Letters to the editor

Bus vandalism

Team steps up to cover costs

I would like to commend the McMurray girls basketball team and its coaches, Rochelle Wolf and Kevin Linnell. Several weeks ago there was some vandalism on a team bus off-Island. When confronted with the damage, Rochelle and Kevin took immediate responsibility — even though the damage could not be directly attributed to their team — and the girls had a bake sale to cover the cost of the repairs.

We are very fortunate to have such fine coaches on Vashon who not only promote good skills and sportsmanship but also promote these kinds of ethics. We are also lucky to have great students who follow the examples of these coaches.
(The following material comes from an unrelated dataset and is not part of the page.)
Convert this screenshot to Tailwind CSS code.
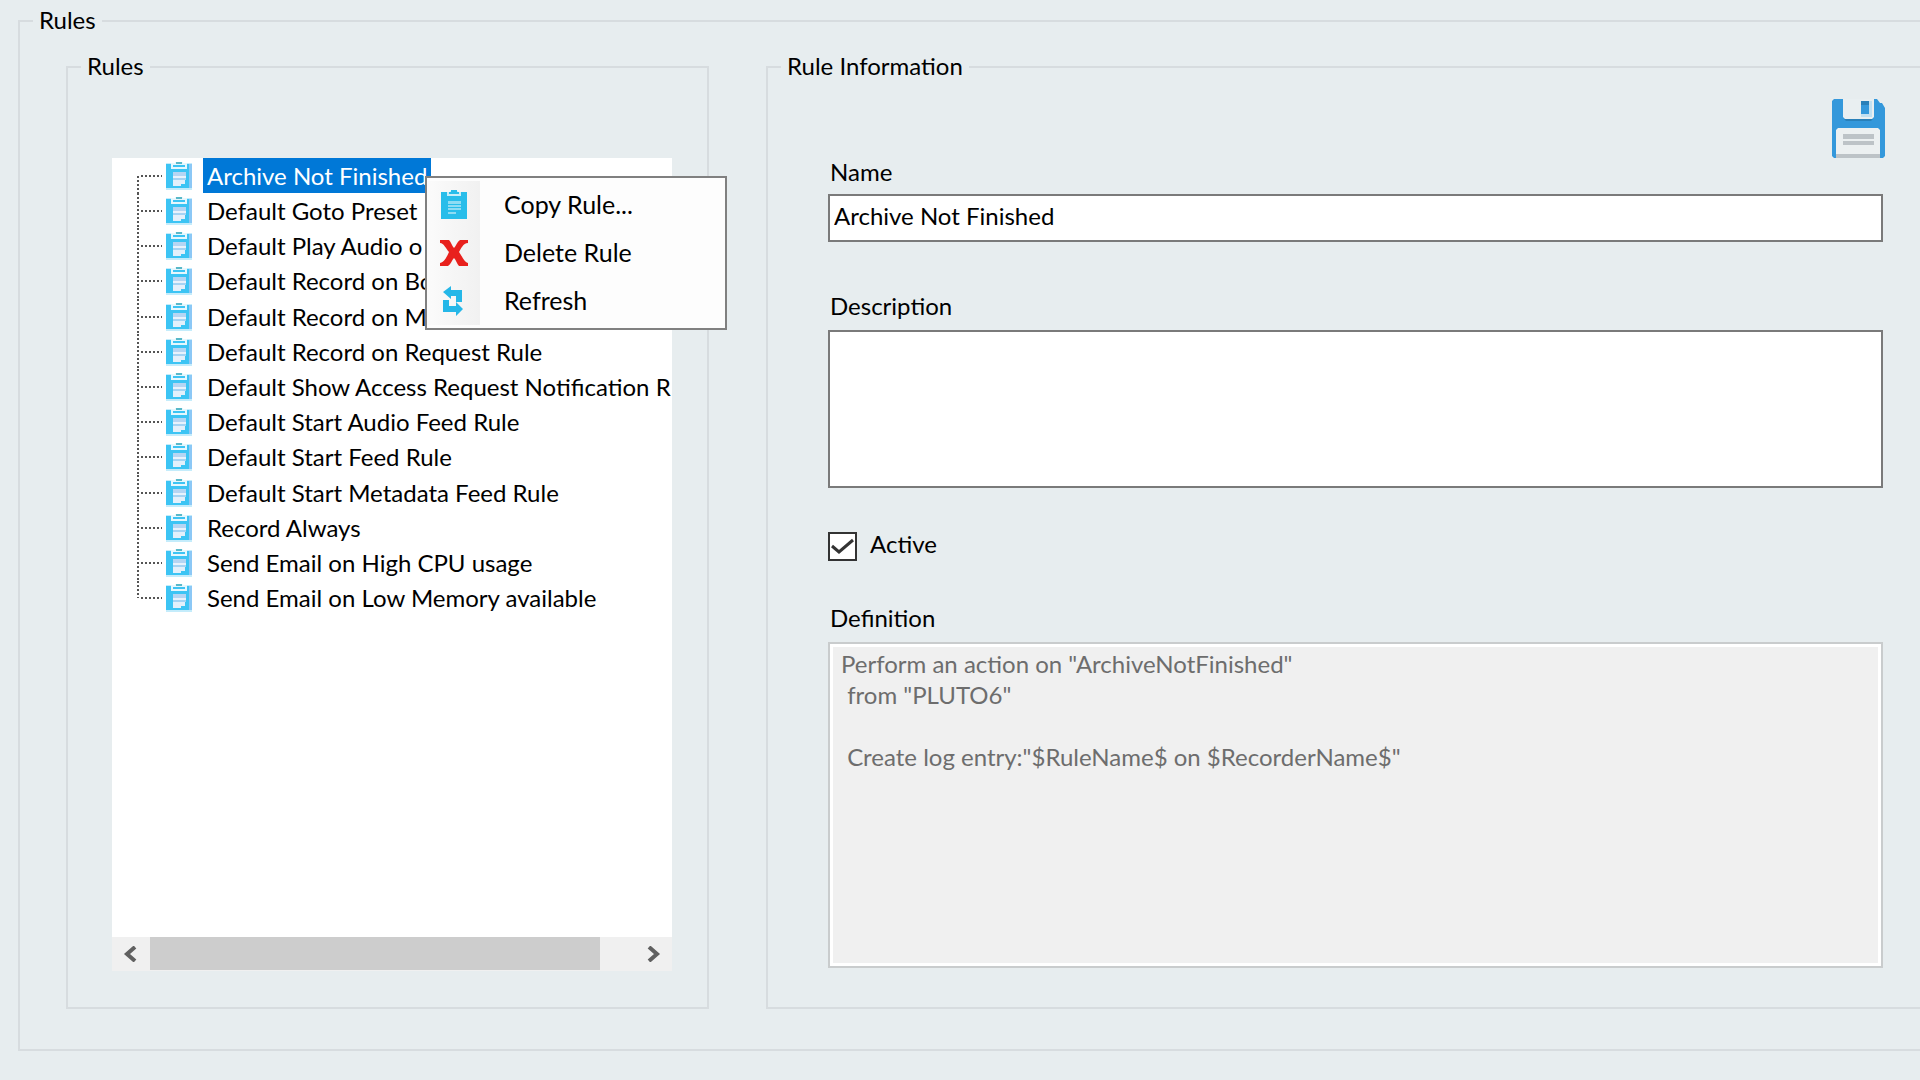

Thanks again, McMurray girls basketball team.

Ann Murray

Army Corps

Corps should take the long view

People say the future is impossible to predict with absolute certainty. All we know for certain is what has happened in the past: “Maury Island is a small island in Puget Sound in the U.S. state of Washington. It is connected to Vashon Island by an isthmus built by the United States Army Corps of Engineers,” Wikipedia states.

The construction of this isthmus in 1916 was a pragmatic solution to the obvious problem: how to get vehicles between Vashon and Maury Islands.

Before the construction of the isthmus, the tides used to flow between the islands and effectively flushed inner Quartermaster Harbor (between Vashon and Maury) twice a day.

When the isthmus was built this flushing action stopped.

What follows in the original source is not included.